→ **Description of the task**
Skip the pictures. Reproduce all other material exactly.

# # # # # # #

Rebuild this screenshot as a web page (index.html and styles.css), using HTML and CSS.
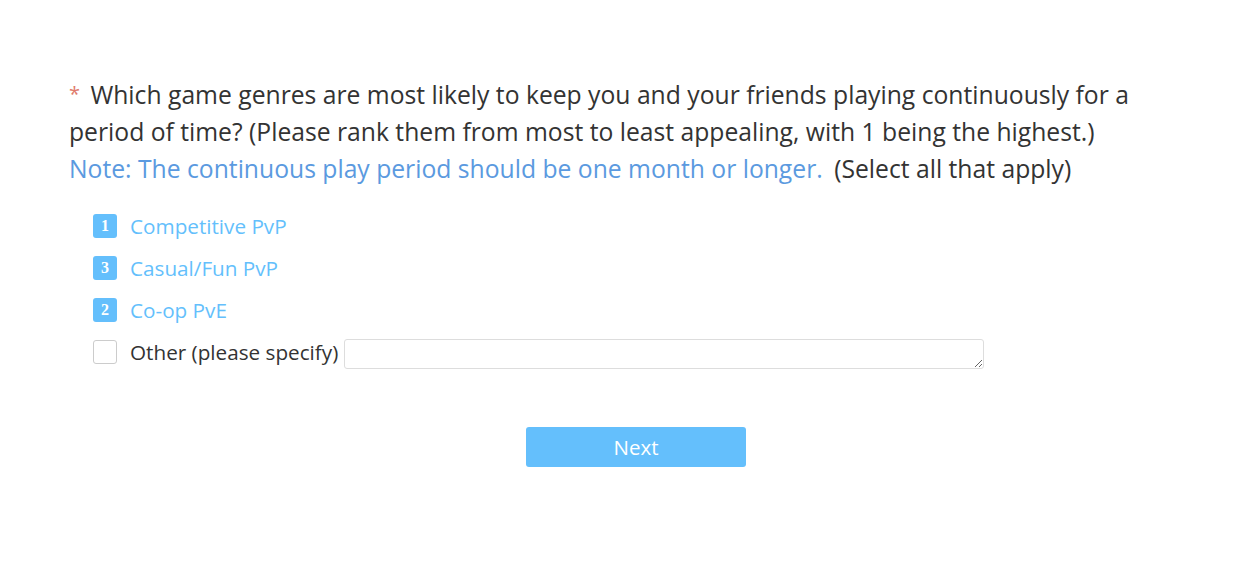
FILE: index.html
```html
<!DOCTYPE html>
<html>
<head>
<meta charset="utf-8">
<link rel="stylesheet" href="styles.css">
</head>
<body>
<div class="page">
  <div class="question">
    <span class="req">*</span> Which game genres are most likely to keep you and your friends playing continuously for a period of time? (Please rank them from most to least appealing, with 1 being the highest.)<br><span class="note">Note: The continuous play period should be one month or longer.</span> (Select all that apply)
  </div>
  <div class="options">
    <div class="opt"><span class="badge">1</span><span class="label sel">Competitive PvP</span></div>
    <div class="opt"><span class="badge">3</span><span class="label sel">Casual/Fun PvP</span></div>
    <div class="opt"><span class="badge">2</span><span class="label sel">Co-op PvE</span></div>
    <div class="opt"><span class="box"></span><span class="label">Other (please specify)</span><textarea class="other"></textarea></div>
  </div>
  <div class="actions"><button class="next">Next</button></div>
</div>
</body>
</html>
```
FILE: styles.css
```css
html, body { margin: 0; padding: 0; background: #fff; }
body { font-family: "Open Sans", "Noto Sans", sans-serif; color: #333; }
.page { padding: 76px 0 0 69px; width: 1080px; }
.question { font-size: 24.7px; line-height: 37px; }
.req { display: inline-block; color: #e07b6c; font-size: 20px; line-height: 20px; vertical-align: 3px; margin-right: 4px; }
.note { color: #5b9ae0; margin-right: 5px; }
.options { margin-top: 24px; padding-left: 24px; display: flex; flex-direction: column; gap: 12px; }
.opt { display: flex; align-items: center; height: 30px; font-size: 20.7px; }
.badge { width: 24px; height: 24px; background: #64bffc; color: #fff; border-radius: 3px; font-family: "Liberation Serif", serif; font-weight: bold; font-size: 16px; display: flex; align-items: center; justify-content: center; margin-right: 13px; }
.box { width: 22px; height: 22px; border: 1px solid #ccc; border-radius: 3px; margin-right: 13px; }
.label.sel { color: #64bffc; }
.other { width: 638px; height: 28px; border: 1px solid #ddd; border-radius: 3px; margin: 4px 0 0 6px; padding: 0; resize: vertical; }
.actions { display: flex; justify-content: center; margin-top: 60px; width: 1134px; }
.next { width: 220px; height: 40px; background: #64bffc; color: #fff; border: none; border-radius: 3px; font-family: "Open Sans", sans-serif; font-size: 20.5px; }
```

# # # # # # #

→ **Solution to this exercise**
Rebuild this screenshot as a web page (index.html and styles.css), using HTML and CSS.
FILE: index.html
```html
<!DOCTYPE html>
<html>
<head>
<meta charset="utf-8">
<link rel="stylesheet" href="styles.css">
</head>
<body>
<div class="page">
  <div class="question">
    <span class="req">*</span> Which game genres are most likely to keep you and your friends playing continuously for a period of time? (Please rank them from most to least appealing, with 1 being the highest.)<br><span class="note">Note: The continuous play period should be one month or longer.</span> (Select all that apply)
  </div>
  <div class="options">
    <div class="opt"><span class="badge">1</span><span class="label sel">Competitive PvP</span></div>
    <div class="opt"><span class="badge">3</span><span class="label sel">Casual/Fun PvP</span></div>
    <div class="opt"><span class="badge">2</span><span class="label sel">Co-op PvE</span></div>
    <div class="opt"><span class="box"></span><span class="label">Other (please specify)</span><textarea class="other"></textarea></div>
  </div>
  <div class="actions"><button class="next">Next</button></div>
</div>
</body>
</html>
```
FILE: styles.css
```css
html, body { margin: 0; padding: 0; background: #fff; }
body { font-family: "Open Sans", "Noto Sans", sans-serif; color: #333; }
.page { padding: 76px 0 0 69px; width: 1080px; }
.question { font-size: 24.7px; line-height: 37px; }
.req { display: inline-block; color: #e07b6c; font-size: 20px; line-height: 20px; vertical-align: 3px; margin-right: 4px; }
.note { color: #5b9ae0; margin-right: 5px; }
.options { margin-top: 24px; padding-left: 24px; display: flex; flex-direction: column; gap: 12px; }
.opt { display: flex; align-items: center; height: 30px; font-size: 20.7px; }
.badge { width: 24px; height: 24px; background: #64bffc; color: #fff; border-radius: 3px; font-family: "Liberation Serif", serif; font-weight: bold; font-size: 16px; display: flex; align-items: center; justify-content: center; margin-right: 13px; }
.box { width: 22px; height: 22px; border: 1px solid #ccc; border-radius: 3px; margin-right: 13px; }
.label.sel { color: #64bffc; }
.other { width: 638px; height: 28px; border: 1px solid #ddd; border-radius: 3px; margin: 4px 0 0 6px; padding: 0; resize: vertical; }
.actions { display: flex; justify-content: center; margin-top: 60px; width: 1134px; }
.next { width: 220px; height: 40px; background: #64bffc; color: #fff; border: none; border-radius: 3px; font-family: "Open Sans", sans-serif; font-size: 20.5px; }
```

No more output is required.